Give an exact transcription of every line, dropping the images.

__________

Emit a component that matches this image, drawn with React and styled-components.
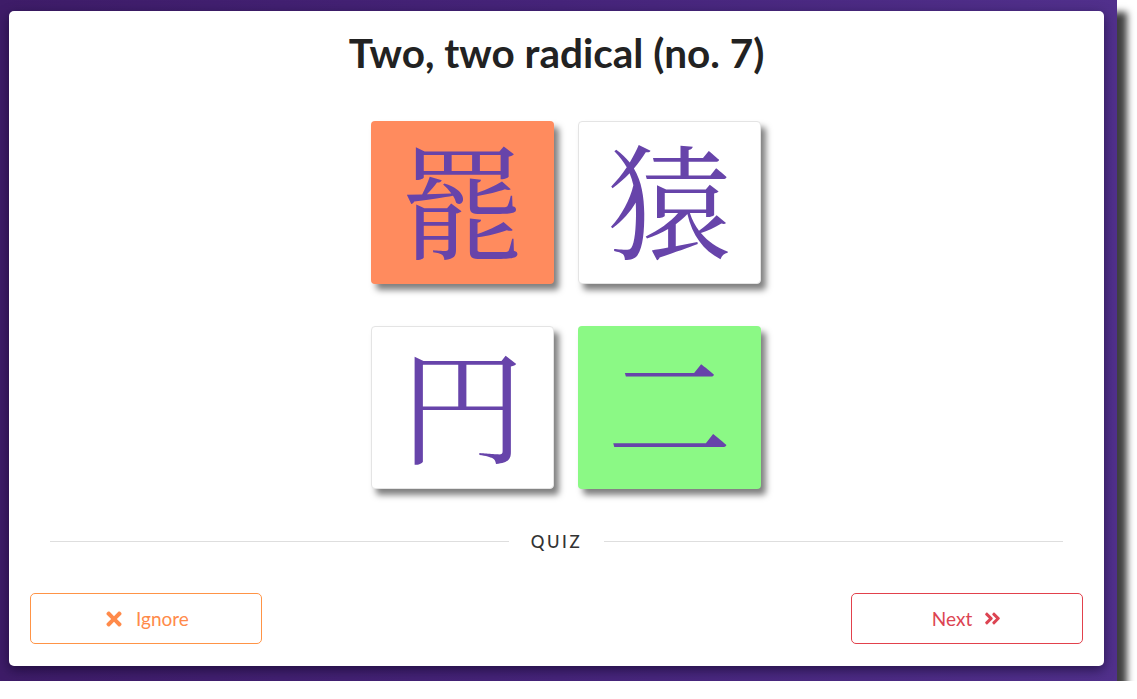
import React from 'react';
import styled, { createGlobalStyle } from 'styled-components';
import { FaTimes, FaAngleDoubleRight } from 'react-icons/fa';

const GlobalStyle = createGlobalStyle`
  html, body {
    margin: 0;
    padding: 0;
    background: #ffffff;
    font-family: Lato, "Open Sans", sans-serif;
  }
`;

const tiles = [
  { kanji: '罷', state: 'wrong' },
  { kanji: '猿', state: 'idle' },
  { kanji: '円', state: 'idle' },
  { kanji: '二', state: 'right' }
];

const tileColors = {
  wrong: '#ff8b5e',
  right: '#8bf985',
  idle: '#ffffff'
};

function App() {
  return (
    <>
      <GlobalStyle />
      <Frame>
        <Card>
          <Title>Two, two radical (no. 7)</Title>
          <TileGrid>
            {tiles.map((t) => (
              <Tile key={t.kanji} $state={t.state}>
                <Kanji>{t.kanji}</Kanji>
              </Tile>
            ))}
          </TileGrid>
          <Divider>
            <Line />
            <DividerLabel>QUIZ</DividerLabel>
            <Line />
          </Divider>
          <Actions>
            <ActionButton $color="#ff8a4a" $border="#ff9446">
              <FaTimes size={22} />
              Ignore
            </ActionButton>
            <ActionButton $color="#dc4452" $border="#e2414c">
              Next
              <FaAngleDoubleRight size={19} />
            </ActionButton>
          </Actions>
        </Card>
      </Frame>
    </>
  );
}

const Frame = styled.div`
  width: 1117px;
  height: 681px;
  box-sizing: border-box;
  padding: 11px 13px 15px 9px;
  background: linear-gradient(90deg, #3e1c68 0%, #46247a 50%, #51308c 100%);
  box-shadow: 10px 12px 7px rgba(0, 0, 0, 0.75);
`;

const Card = styled.div`
  height: 100%;
  box-sizing: border-box;
  background: #ffffff;
  border-radius: 5px;
  box-shadow: 0 4px 12px rgba(10, 0, 30, 0.55);
  display: flex;
  flex-direction: column;
  align-items: stretch;
  padding: 0 21px 22px 21px;
`;

const Title = styled.h1`
  margin: 18px 0 0 0;
  text-align: center;
  font-family: Lato, sans-serif;
  font-weight: 700;
  font-size: 40.5px;
  line-height: 1.2;
  color: #222222;
`;

const TileGrid = styled.div`
  margin: 43px auto 0 auto;
  padding-left: 19px;
  display: grid;
  grid-template-columns: repeat(2, 183px);
  grid-auto-rows: 163px;
  column-gap: 24px;
  row-gap: 42px;
`;

const Tile = styled.div`
  background: ${(p) => tileColors[p.$state]};
  border-radius: 4px;
  border: 1px solid ${(p) => (p.$state === 'idle' ? '#e4e4e4' : 'transparent')};
  box-sizing: border-box;
  box-shadow: 5px 6px 6px rgba(0, 0, 0, 0.5);
  display: flex;
  align-items: center;
  justify-content: center;
`;

const Kanji = styled.span`
  font-family: "Noto Serif CJK JP", "Noto Sans CJK JP", serif;
  font-size: 125px;
  line-height: 1;
  padding-bottom: 12px;
  color: #6744aa;
`;

const Divider = styled.div`
  margin: 42px 20px 0 20px;
  display: flex;
  align-items: center;
  gap: 22px;
`;

const Line = styled.div`
  flex: 1;
  height: 1px;
  background: #dedede;
`;

const DividerLabel = styled.span`
  font-family: Lato, sans-serif;
  font-size: 17px;
  font-weight: 500;
  letter-spacing: 2.6px;
  color: #333333;
`;

const Actions = styled.div`
  margin-top: auto;
  display: flex;
  justify-content: space-between;
`;

const ActionButton = styled.button`
  width: 232px;
  height: 51px;
  box-sizing: border-box;
  background: #ffffff;
  border: 1px solid ${(p) => p.$border};
  border-radius: 5px;
  color: ${(p) => p.$color};
  font-family: Lato, sans-serif;
  font-size: 19px;
  display: flex;
  align-items: center;
  justify-content: center;
  gap: 11px;
  cursor: pointer;
`;

export default App;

__________

[Finished exercise]
Emit a component that matches this image, drawn with React and styled-components.
import React from 'react';
import styled, { createGlobalStyle } from 'styled-components';
import { FaTimes, FaAngleDoubleRight } from 'react-icons/fa';

const GlobalStyle = createGlobalStyle`
  html, body {
    margin: 0;
    padding: 0;
    background: #ffffff;
    font-family: Lato, "Open Sans", sans-serif;
  }
`;

const tiles = [
  { kanji: '罷', state: 'wrong' },
  { kanji: '猿', state: 'idle' },
  { kanji: '円', state: 'idle' },
  { kanji: '二', state: 'right' }
];

const tileColors = {
  wrong: '#ff8b5e',
  right: '#8bf985',
  idle: '#ffffff'
};

function App() {
  return (
    <>
      <GlobalStyle />
      <Frame>
        <Card>
          <Title>Two, two radical (no. 7)</Title>
          <TileGrid>
            {tiles.map((t) => (
              <Tile key={t.kanji} $state={t.state}>
                <Kanji>{t.kanji}</Kanji>
              </Tile>
            ))}
          </TileGrid>
          <Divider>
            <Line />
            <DividerLabel>QUIZ</DividerLabel>
            <Line />
          </Divider>
          <Actions>
            <ActionButton $color="#ff8a4a" $border="#ff9446">
              <FaTimes size={22} />
              Ignore
            </ActionButton>
            <ActionButton $color="#dc4452" $border="#e2414c">
              Next
              <FaAngleDoubleRight size={19} />
            </ActionButton>
          </Actions>
        </Card>
      </Frame>
    </>
  );
}

const Frame = styled.div`
  width: 1117px;
  height: 681px;
  box-sizing: border-box;
  padding: 11px 13px 15px 9px;
  background: linear-gradient(90deg, #3e1c68 0%, #46247a 50%, #51308c 100%);
  box-shadow: 10px 12px 7px rgba(0, 0, 0, 0.75);
`;

const Card = styled.div`
  height: 100%;
  box-sizing: border-box;
  background: #ffffff;
  border-radius: 5px;
  box-shadow: 0 4px 12px rgba(10, 0, 30, 0.55);
  display: flex;
  flex-direction: column;
  align-items: stretch;
  padding: 0 21px 22px 21px;
`;

const Title = styled.h1`
  margin: 18px 0 0 0;
  text-align: center;
  font-family: Lato, sans-serif;
  font-weight: 700;
  font-size: 40.5px;
  line-height: 1.2;
  color: #222222;
`;

const TileGrid = styled.div`
  margin: 43px auto 0 auto;
  padding-left: 19px;
  display: grid;
  grid-template-columns: repeat(2, 183px);
  grid-auto-rows: 163px;
  column-gap: 24px;
  row-gap: 42px;
`;

const Tile = styled.div`
  background: ${(p) => tileColors[p.$state]};
  border-radius: 4px;
  border: 1px solid ${(p) => (p.$state === 'idle' ? '#e4e4e4' : 'transparent')};
  box-sizing: border-box;
  box-shadow: 5px 6px 6px rgba(0, 0, 0, 0.5);
  display: flex;
  align-items: center;
  justify-content: center;
`;

const Kanji = styled.span`
  font-family: "Noto Serif CJK JP", "Noto Sans CJK JP", serif;
  font-size: 125px;
  line-height: 1;
  padding-bottom: 12px;
  color: #6744aa;
`;

const Divider = styled.div`
  margin: 42px 20px 0 20px;
  display: flex;
  align-items: center;
  gap: 22px;
`;

const Line = styled.div`
  flex: 1;
  height: 1px;
  background: #dedede;
`;

const DividerLabel = styled.span`
  font-family: Lato, sans-serif;
  font-size: 17px;
  font-weight: 500;
  letter-spacing: 2.6px;
  color: #333333;
`;

const Actions = styled.div`
  margin-top: auto;
  display: flex;
  justify-content: space-between;
`;

const ActionButton = styled.button`
  width: 232px;
  height: 51px;
  box-sizing: border-box;
  background: #ffffff;
  border: 1px solid ${(p) => p.$border};
  border-radius: 5px;
  color: ${(p) => p.$color};
  font-family: Lato, sans-serif;
  font-size: 19px;
  display: flex;
  align-items: center;
  justify-content: center;
  gap: 11px;
  cursor: pointer;
`;

export default App;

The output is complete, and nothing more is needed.